RFC 1459, IRC : Current implementations
8. Current implementations
The only current implementation of this protocol is the IRC server,
version 2.8. Earlier versions may implement some or all of the
commands described by this document with NOTICE messages replacing
many of the numeric replies. Unfortunately, due to backward
compatibility requirements, the implementation of some parts of this
document varies with what is laid out. On notable difference is:
* recognition that any LF or CR anywhere in a message marks the
end of that message (instead of requiring CR-LF);
The rest of this section deals with issues that are mostly of
importance to those who wish to implement a server but some parts
also apply directly to clients as well.
8.1. Network protocol: TCP - why it is best used here.
IRC has been implemented on top of TCP since TCP supplies a reliable
network protocol which is well suited to this scale of conferencing.
The use of multicast IP is an alternative, but it is not widely
available or supported at the present time.
8.1.1. Support of Unix sockets
Given that Unix domain sockets allow listen/connect operations, the
current implementation can be configured to listen and accept both
client and server connections on a Unix domain socket. These are
recognized as sockets where the hostname starts with a '/'.

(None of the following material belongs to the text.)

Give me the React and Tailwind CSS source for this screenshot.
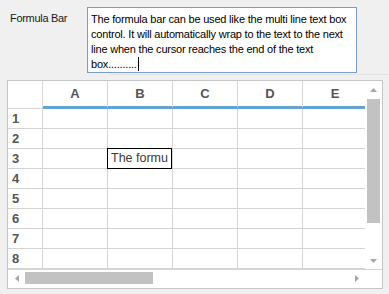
const COLS = ['A', 'B', 'C', 'D', 'E']
const ROWS = [1, 2, 3, 4, 5, 6, 7, 8]

const LINES = [
  'The formula bar can be used like the multi line text box',
  'control. It will automatically wrap to the text to the next',
  'line when the cursor reaches the end of the text',
]

function Tri({ dir }) {
  const pts = {
    up: '0,4 3.5,0 7,4',
    down: '0,0 3.5,4 7,0',
    left: '4,0 0,3.5 4,7',
    right: '0,0 4,3.5 0,7',
  }[dir]
  const vert = dir === 'up' || dir === 'down'
  return (
    <svg width={vert ? 7 : 4} height={vert ? 4 : 7} viewBox={vert ? '0 0 7 4' : '0 0 4 7'}>
      <polygon points={pts} fill="#a6a6a6" />
    </svg>
  )
}

export default function App() {
  return (
    <div className="w-[389px] h-[294px] bg-[#f0f0f0] overflow-hidden" style={{ fontFamily: '"Liberation Sans", Arial, sans-serif' }}>
      {/* formula bar */}
      <div className="flex pt-[7px]">
        <div className="w-[87px] pl-[10px] pt-[3px] text-[11px] tracking-[-0.3px] text-[#1a1a1a]">Formula Bar</div>
        <div className="w-[270px] h-[66px] bg-white border border-[#7a9cce] px-[3px] pt-[4px] text-[11px] leading-[15px] text-black overflow-hidden">
          {LINES.map((l) => (
            <div key={l} className="whitespace-nowrap tracking-[-0.2px]">{l}</div>
          ))}
          <div className="whitespace-nowrap tracking-[-0.2px]">
            box..........
            <span className="inline-block w-px h-[14px] bg-black align-[-3px] ml-px" />
          </div>
        </div>
      </div>
      <div className="ml-[110px] mt-[1px] h-px bg-[#e4e4e4]" />

      {/* grid */}
      <div className="mt-[5px] ml-[7px] w-[376px] h-[209px] border border-[#c6c6c6] bg-white flex flex-col">
        <div className="flex h-[188px]">
          <div className="w-[357px] overflow-hidden">
            <div className="flex h-[28px]">
              <div className="w-[35px] shrink-0 border-r border-b border-[#dadada]" />
              {COLS.map((c) => (
                <div key={c} className="w-[65px] shrink-0 border-r border-[#d4d4d4] border-b-[3px] border-b-[#62a3d3] flex items-center justify-center text-[13px] font-bold text-[#555]">
                  {c}
                </div>
              ))}
            </div>
            {ROWS.map((r) => (
              <div key={r} className="flex h-[20px]">
                <div className="w-[35px] shrink-0 border-r border-b border-[#d4d4d4] pl-[4px] flex items-center text-[13px] font-bold text-[#555]">
                  {r}
                </div>
                {COLS.map((c) => (
                  <div key={c} className="relative w-[65px] shrink-0 border-r border-b border-[#d4d4d4]">
                    {r === 3 && c === 'B' && (
                      <div className="absolute -left-px -top-px w-[65px] h-[21px] border border-black pl-[3px] flex items-center whitespace-nowrap overflow-hidden text-[12.5px] text-[#3a3a3a]">
                        The formu
                      </div>
                    )}
                  </div>
                ))}
              </div>
            ))}
          </div>
          {/* vertical scrollbar */}
          <div className="w-[17px] flex flex-col">
            <div className="h-[17px] flex items-center justify-center"><Tri dir="up" /></div>
            <div className="flex-1 pt-[1px]">
              <div className="mx-[2px] h-[124px] bg-[#c2c2c2]" />
            </div>
            <div className="h-[17px] flex items-center justify-center"><Tri dir="down" /></div>
          </div>
        </div>
        {/* horizontal scrollbar */}
        <div className="flex h-[17px] border-t border-[#d4d4d4]">
          <div className="w-[17px] flex items-center justify-center"><Tri dir="left" /></div>
          <div className="flex-1 flex items-center">
            <div className="w-[128px] h-[12px] bg-[#c2c2c2]" />
          </div>
          <div className="w-[17px] flex items-center justify-center"><Tri dir="right" /></div>
          <div className="w-[17px]" />
        </div>
      </div>
    </div>
  )
}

When providing any information about the connections on a Unix domain
socket, the server is required to supplant the actual hostname in
place of the pathname unless the actual socket name is being asked
for.
8.2. Command Parsing
To provide useful 'non-buffered' network IO for clients and servers,
each connection is given its own private 'input buffer' in which the
results of the most recent read and parsing are kept. A buffer size
of 512 bytes is used so as to hold 1 full message, although, this
will usually hold several commands. The private buffer is parsed
after every read operation for valid messages. When dealing with
multiple messages from one client in the buffer, care should be taken
in case one happens to cause the client to be 'removed'.
8.3. Message delivery
It is common to find network links saturated or hosts to which you
are sending data unable to send data. Although Unix typically
handles this through the TCP window and internal buffers, the server
often has large amounts of data to send (especially when a new
server-server link forms) and the small buffers provided in the
kernel are not enough for the outgoing queue. To alleviate this
problem, a "send queue" is used as a FIFO queue for data to be sent.
A typical "send queue" may grow to 200 Kbytes on a large IRC network
with a slow network connection when a new server connects.
When polling its connections, a server will first read and parse all
incoming data, queuing any data to be sent out. When all available
input is processed, the queued data is sent. This reduces the number
of write() system calls and helps TCP make bigger packets.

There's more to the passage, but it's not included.